Guess who’s the new Fellow at the Caucuses Research Resource Center

Hi Everyone,

I apologize for the lack of posts recently. I’ve been very busy preparing for a new fellowship I’ll be starting at the Yerevan office of the Caucuses Research Resource Center (CRRC). That’s right, I’m going back to Armenia.

CRRC‘s focus is on quantitative research and public policy. One of their main projects is the Caucuses Barometer that develops detailed information on a range of issues in Armenia, Georgia and Azerbaijan. This data is essential for developing responsive policy. The substance of my fellowship is not finalized, but my goal for the fellowship is to gain quantitative research skills to augment all the human rights reports I’ll write for the rest of my career. Most human rights lawyers have no quantitative skills, and hopefully, I can help fill that void.
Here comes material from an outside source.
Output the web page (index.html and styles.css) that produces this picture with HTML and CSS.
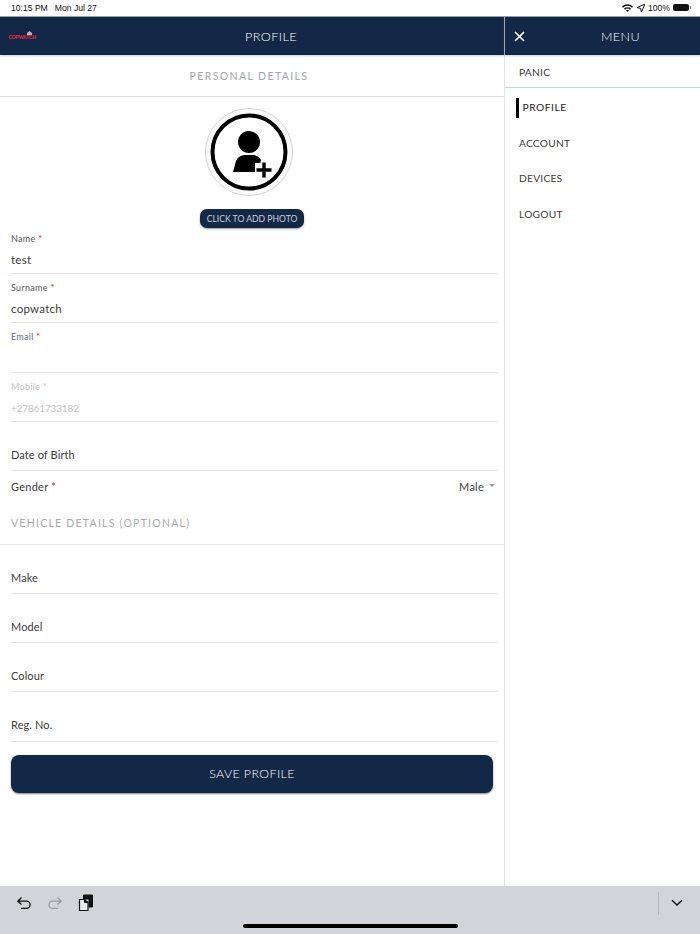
FILE: index.html
```html
<!DOCTYPE html>
<html lang="en">
<head>
<meta charset="utf-8">
<title>Profile</title>
<link rel="stylesheet" href="styles.css">
</head>
<body>
<div class="app">
  <div class="status">
    <div class="status-time"><span>10:15 PM</span><span>Mon Jul 27</span></div>
    <div class="status-right">
      <svg class="ic-wifi" width="11" height="8" viewBox="0 0 11 8"><path d="M0 2.6A7.8 7.8 0 0 1 11 2.6L10 3.7A6.3 6.3 0 0 0 1 3.7Z M2 4.6A5 5 0 0 1 9 4.6L8 5.7A3.5 3.5 0 0 0 3 5.7Z M3.9 6.5A2.2 2.2 0 0 1 7.1 6.5L5.5 8Z" fill="#111"/></svg>
      <svg class="ic-loc" width="8" height="8" viewBox="0 0 8 8"><path d="M8 0L0 3.6L3.6 4.4L4.4 8Z" fill="none" stroke="#111" stroke-width="1"/></svg>
      <span>100%</span>
      <span class="battery"><span class="battery-fill"></span></span>
    </div>
  </div>
  <div class="main">
    <section class="left">
      <header class="bar left-bar">
        <div class="logo"><svg class="logo-roof" width="5" height="4" viewBox="0 0 5 4"><path d="M2.5 0L5 2V4H0V2Z" fill="#b9b4c4"/></svg><span class="logo-text">COPWATCH</span></div>
        <h1 class="bar-title">PROFILE</h1>
      </header>
      <h2 class="section-head personal">PERSONAL DETAILS</h2>
      <div class="avatar-block">
        <div class="avatar-outer">
          <svg width="78" height="78" viewBox="0 0 78 78">
            <circle cx="39" cy="39" r="36.5" fill="#fff" stroke="#000" stroke-width="4"/>
            <circle cx="39" cy="29" r="11" fill="#000"/>
            <path d="M23 59L26 48Q28 43 34 42H44Q49 43 51 47V50H45V59Z" fill="#000"/>
            <path d="M54 48V66M45 57H63" stroke="#fff" stroke-width="7" fill="none"/>
            <path d="M54 49.5V64.5M46.5 57H61.5" stroke="#000" stroke-width="3.4" fill="none"/>
          </svg>
        </div>
        <button class="photo-btn">CLICK TO ADD PHOTO</button>
      </div>
      <div class="field"><label class="lbl">Name <i>*</i></label><div class="val">test</div></div>
      <div class="field"><label class="lbl">Surname <i>*</i></label><div class="val">copwatch</div></div>
      <div class="field"><label class="lbl lbl-blue">Email <i>*</i></label><div class="val">&nbsp;</div></div>
      <div class="field disabled"><label class="lbl">Mobile <i>*</i></label><div class="val">+27861733182</div></div>
      <div class="field plain"><div class="val">Date of Birth</div></div>
      <div class="gender">
        <span>Gender <i>*</i></span>
        <span class="gender-val">Male<span class="caret"></span></span>
      </div>
      <h2 class="section-head vehicle">VEHICLE DETAILS (OPTIONAL)</h2>
      <div class="vehicle-fields">
        <div class="field plain"><div class="val">Make</div></div>
        <div class="field plain"><div class="val">Model</div></div>
        <div class="field plain"><div class="val">Colour</div></div>
        <div class="field plain"><div class="val">Reg. No.</div></div>
      </div>
      <button class="save-btn">SAVE PROFILE</button>
    </section>
    <aside class="right">
      <header class="bar right-bar">
        <svg class="close" width="11" height="11" viewBox="0 0 11 11"><path d="M1 1L10 10M10 1L1 10" stroke="#fff" stroke-width="1.7" fill="none"/></svg>
        <h2 class="bar-title menu-title">MENU</h2>
      </header>
      <nav class="menu">
        <a class="menu-item panic">PANIC</a>
        <a class="menu-item active">PROFILE</a>
        <a class="menu-item">ACCOUNT</a>
        <a class="menu-item">DEVICES</a>
        <a class="menu-item">LOGOUT</a>
      </nav>
    </aside>
  </div>
  <footer class="toolbar">
    <div class="tools">
      <svg width="16" height="16" viewBox="0 0 16 16"><path d="M5.5 2.5L1.8 6.2L5.5 9.5M2 6.2H10.5A3.6 3.6 0 0 1 10.5 13.4H5" fill="none" stroke="#111" stroke-width="1.3"/></svg>
      <svg width="16" height="16" viewBox="0 0 16 16"><path d="M10.5 2.5L14.2 6.2L10.5 9.5M14 6.2H5.5A3.6 3.6 0 0 0 5.5 13.4H11" fill="none" stroke="#9a9da1" stroke-width="1.3"/></svg>
      <svg width="16" height="18" viewBox="0 0 16 18"><path d="M5.5 1H14.5V13H11V5H5.5Z" fill="#111" stroke="#111" stroke-width="1"/><path d="M1.5 5.5H6.5L10 8.5V16.5H1.5Z" fill="#e8e9ec" stroke="#111" stroke-width="1.2"/><path d="M6.5 5.5V8.5H10" fill="#111" stroke="#111"/></svg>
    </div>
    <div class="tools-right">
      <span class="divider"></span>
      <svg width="12" height="8" viewBox="0 0 12 8"><path d="M1 1.2L6 6L11 1.2" fill="none" stroke="#111" stroke-width="1.4"/></svg>
    </div>
    <span class="home"></span>
  </footer>
</div>
</body>
</html>
```
FILE: styles.css
```css
* { box-sizing: border-box; }
html, body { margin: 0; padding: 0; }
body { font-family: "Lato", "Liberation Sans", sans-serif; background: #fff; color: #333; }
.app { width: 700px; height: 934px; display: flex; flex-direction: column; overflow: hidden; }
.status { height: 17px; flex: none; display: flex; justify-content: space-between; align-items: center; padding: 0 11px 1px 11px; font-family: "Liberation Sans", sans-serif; font-size: 8.6px; color: #111; border-bottom: 1px solid #9aa0a8; }
.status-time { display: flex; gap: 7px; }
.status-right { display: flex; align-items: center; gap: 2px; }
.ic-loc { margin: 0 1px 0 2px; }
.battery { display: inline-block; width: 16px; height: 7px; background: #111; border-radius: 2px; margin-left: 1px; position: relative; }
.battery-fill { position: absolute; right: -2px; top: 2px; width: 1px; height: 3px; background: #777; }
.main { flex: 1; display: flex; min-height: 0; }
.left { width: 505px; flex: none; border-right: 1px solid #e4e5e7; display: flex; flex-direction: column; }
.right { flex: 1; display: flex; flex-direction: column; }
.bar { height: 38px; flex: none; background: #132846; display: flex; align-items: center; box-shadow: 0 1px 2px rgba(130,140,160,.45); position: relative; }
.left-bar { justify-content: center; padding-left: 38px; border-right: 1px solid #a6adb8; margin-right: -1px; }
.bar-title { margin: 0; font-size: 12.6px; font-weight: 300; color: #fff; letter-spacing: .45px; }
.logo { position: absolute; left: 10px; top: 14px; width: 26px; height: 10px; display: flex; flex-direction: column; align-items: flex-end; }
.logo-roof { margin-right: 4px; margin-bottom: -1px; }
.logo-text { font-family: "Liberation Sans", sans-serif; font-size: 5px; line-height: 6px; font-weight: 700; color: #e02c44; letter-spacing: -.15px; white-space: nowrap; }
.right-bar { padding-left: 9px; }
.menu-title { flex: 1; text-align: center; padding-left: 16px; }
.section-head { margin: 0; font-weight: 400; letter-spacing: 1.4px; color: #a3a6ad; font-size: 10.5px; }
.personal { height: 42px; flex: none; display: flex; align-items: center; justify-content: center; padding-top: 1px; padding-right: 6px; border-bottom: 1px solid #d8d9db; }
.avatar-block { display: flex; flex-direction: column; align-items: center; height: 127.7px; flex: none; padding-top: 11px; }
.avatar-outer { width: 88px; height: 88px; flex: none; border-radius: 50%; border: 1px solid #d4d4d4; display: flex; align-items: center; justify-content: center; margin-left: -6px; background: #fbfbfb; }
.photo-btn { margin: 13px 0 -3.3px; width: 104px; height: 19px; flex: none; padding: 0; border: 0; border-radius: 7px; background: #132846; color: #c9ced6; font-family: inherit; font-size: 8.6px; box-shadow: 0 1px 2px rgba(0,0,0,.4); white-space: nowrap; }
.field { height: 49.3px; flex: none; margin: 0 6px 0 11px; border-bottom: 1.5px solid #e6e6e6; position: relative; }
.lbl { display: block; font-size: 9px; line-height: 11px; color: #555; padding-top: 8px; height: 19px; letter-spacing: .3px; }
.lbl i, .gender i { color: #e01020; font-style: normal; }
.lbl-blue { color: #5a6c88; }
.val { font-size: 11.5px; line-height: 14px; color: #3c3c3c; padding-top: 9px; letter-spacing: .25px; }
.disabled .lbl, .disabled .val { color: #c4c4c4; }
.disabled .val { font-size: 10px; letter-spacing: -.15px; }
.disabled .lbl i { color: #f3b0b4; }
.plain .val { padding-top: 26px; font-size: 11px; letter-spacing: .1px; }
.gender { height: 30px; flex: none; margin: 0 9px 0 11px; display: flex; justify-content: space-between; align-items: center; font-size: 11px; color: #3c3c3c; padding-top: 1px; letter-spacing: .25px; }
.gender-val { display: flex; align-items: center; gap: 5px; }
.caret { width: 0; height: 0; border-left: 3.5px solid transparent; border-right: 3.5px solid transparent; border-top: 3.5px solid #999; margin-bottom: 2px; }
.vehicle { height: 43.7px; flex: none; padding: 15px 0 0 11px; border-bottom: 1px solid #e6e6e6; line-height: 14px; color: #a9abb0; letter-spacing: 1.25px; }
.vehicle-fields { display: flex; flex-direction: column; }
.vehicle-fields .field { height: 49.2px; }
.save-btn { margin: 13px 0 0 11px; width: 482px; height: 38px; flex: none; border: 0; border-radius: 8px; background: #132846; color: #fff; font-family: inherit; font-size: 12.4px; font-weight: 300; letter-spacing: .4px; box-shadow: 0 1px 2px rgba(0,0,0,.5); }
.menu { display: flex; flex-direction: column; }
.menu-item { height: 35.5px; flex: none; display: flex; align-items: center; padding-left: 14px; font-size: 10.2px; color: #3a3a3a; letter-spacing: .25px; }
.menu-item.panic { height: 32.5px; padding-top: 2px; border-bottom: 1px solid #bcd8f2; }
.menu-item.active { margin-top: 2px; padding-left: 17.5px; color: #222; letter-spacing: .55px; position: relative; }
.menu-item.active::before { content: ""; position: absolute; left: 11px; top: 8px; width: 3px; height: 20px; background: #000; }
.toolbar { height: 48px; flex: none; background: #d1d4d9; display: flex; justify-content: space-between; position: relative; }
.tools { display: flex; gap: 15px; padding: 9px 0 0 16px; align-items: flex-start; }
.tools svg:last-child { margin-top: -1px; }
.tools-right { display: flex; align-items: flex-start; padding-right: 17px; gap: 12px; }
.tools-right svg { margin-top: 13px; }
.divider { width: 1px; height: 23px; background: #b4b7bc; margin-top: 6px; }
.home { position: absolute; left: 243px; top: 38px; width: 215px; height: 4px; border-radius: 2px; background: #000; }
```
The fellowship includes an independent research project, and I’m currently open to recommendations on what area I should focus on. Possibilities are 1) domestic violence, 2) public perspectives on peace and how they can move the peace negotiations forward and 3) public perspectives on the legal system and how to effectively provide cheap trustworthy legal services. If you have any recommendations on how to start working on these ideas, or any other good research idea, please leave me a message at Gabe.Armas-Cardona@nyu.edu.

Because of this new position, updates to this blog will be sporadic until at least next weekend. I’ll try to keep you all up to date on the biggest news events, but I promise to get back to normal after next weekend.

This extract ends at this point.